══ Provided material ══
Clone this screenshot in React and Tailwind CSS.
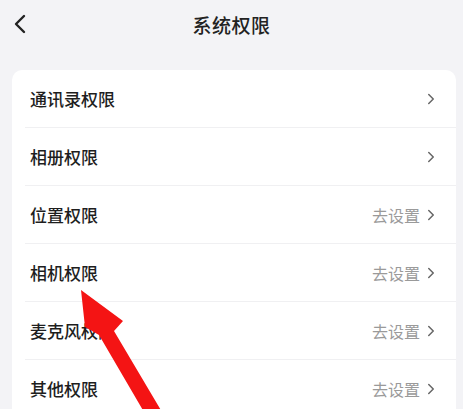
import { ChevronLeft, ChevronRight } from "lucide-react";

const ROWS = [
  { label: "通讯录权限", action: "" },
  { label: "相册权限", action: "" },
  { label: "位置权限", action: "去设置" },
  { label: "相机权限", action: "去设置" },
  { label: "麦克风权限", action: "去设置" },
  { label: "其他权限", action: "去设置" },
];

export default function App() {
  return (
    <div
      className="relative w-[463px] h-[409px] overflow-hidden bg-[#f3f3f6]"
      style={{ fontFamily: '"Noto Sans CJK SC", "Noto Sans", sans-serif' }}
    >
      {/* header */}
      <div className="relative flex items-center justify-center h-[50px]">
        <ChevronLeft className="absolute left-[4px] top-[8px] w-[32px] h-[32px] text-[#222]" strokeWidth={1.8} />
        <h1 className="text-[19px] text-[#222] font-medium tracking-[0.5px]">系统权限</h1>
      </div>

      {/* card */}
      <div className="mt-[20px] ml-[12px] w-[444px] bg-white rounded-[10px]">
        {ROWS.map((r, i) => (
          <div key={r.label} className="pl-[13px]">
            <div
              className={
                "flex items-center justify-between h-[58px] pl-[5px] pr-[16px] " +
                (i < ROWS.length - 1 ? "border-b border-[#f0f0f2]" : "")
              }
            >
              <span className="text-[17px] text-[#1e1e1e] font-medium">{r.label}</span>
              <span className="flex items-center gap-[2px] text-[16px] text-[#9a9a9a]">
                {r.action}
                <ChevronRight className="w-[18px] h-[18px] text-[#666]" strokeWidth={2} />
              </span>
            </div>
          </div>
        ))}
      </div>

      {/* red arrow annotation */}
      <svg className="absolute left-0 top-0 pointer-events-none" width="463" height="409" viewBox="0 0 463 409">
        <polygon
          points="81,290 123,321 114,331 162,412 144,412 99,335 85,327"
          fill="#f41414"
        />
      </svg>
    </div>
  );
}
═══
- _The request_:
Copy out all the data without changing anything, and drop the pictures.

- _Solution for this problem_:
Clone this screenshot in React and Tailwind CSS.
import { ChevronLeft, ChevronRight } from "lucide-react";

const ROWS = [
  { label: "通讯录权限", action: "" },
  { label: "相册权限", action: "" },
  { label: "位置权限", action: "去设置" },
  { label: "相机权限", action: "去设置" },
  { label: "麦克风权限", action: "去设置" },
  { label: "其他权限", action: "去设置" },
];

export default function App() {
  return (
    <div
      className="relative w-[463px] h-[409px] overflow-hidden bg-[#f3f3f6]"
      style={{ fontFamily: '"Noto Sans CJK SC", "Noto Sans", sans-serif' }}
    >
      {/* header */}
      <div className="relative flex items-center justify-center h-[50px]">
        <ChevronLeft className="absolute left-[4px] top-[8px] w-[32px] h-[32px] text-[#222]" strokeWidth={1.8} />
        <h1 className="text-[19px] text-[#222] font-medium tracking-[0.5px]">系统权限</h1>
      </div>

      {/* card */}
      <div className="mt-[20px] ml-[12px] w-[444px] bg-white rounded-[10px]">
        {ROWS.map((r, i) => (
          <div key={r.label} className="pl-[13px]">
            <div
              className={
                "flex items-center justify-between h-[58px] pl-[5px] pr-[16px] " +
                (i < ROWS.length - 1 ? "border-b border-[#f0f0f2]" : "")
              }
            >
              <span className="text-[17px] text-[#1e1e1e] font-medium">{r.label}</span>
              <span className="flex items-center gap-[2px] text-[16px] text-[#9a9a9a]">
                {r.action}
                <ChevronRight className="w-[18px] h-[18px] text-[#666]" strokeWidth={2} />
              </span>
            </div>
          </div>
        ))}
      </div>

      {/* red arrow annotation */}
      <svg className="absolute left-0 top-0 pointer-events-none" width="463" height="409" viewBox="0 0 463 409">
        <polygon
          points="81,290 123,321 114,331 162,412 144,412 99,335 85,327"
          fill="#f41414"
        />
      </svg>
    </div>
  );
}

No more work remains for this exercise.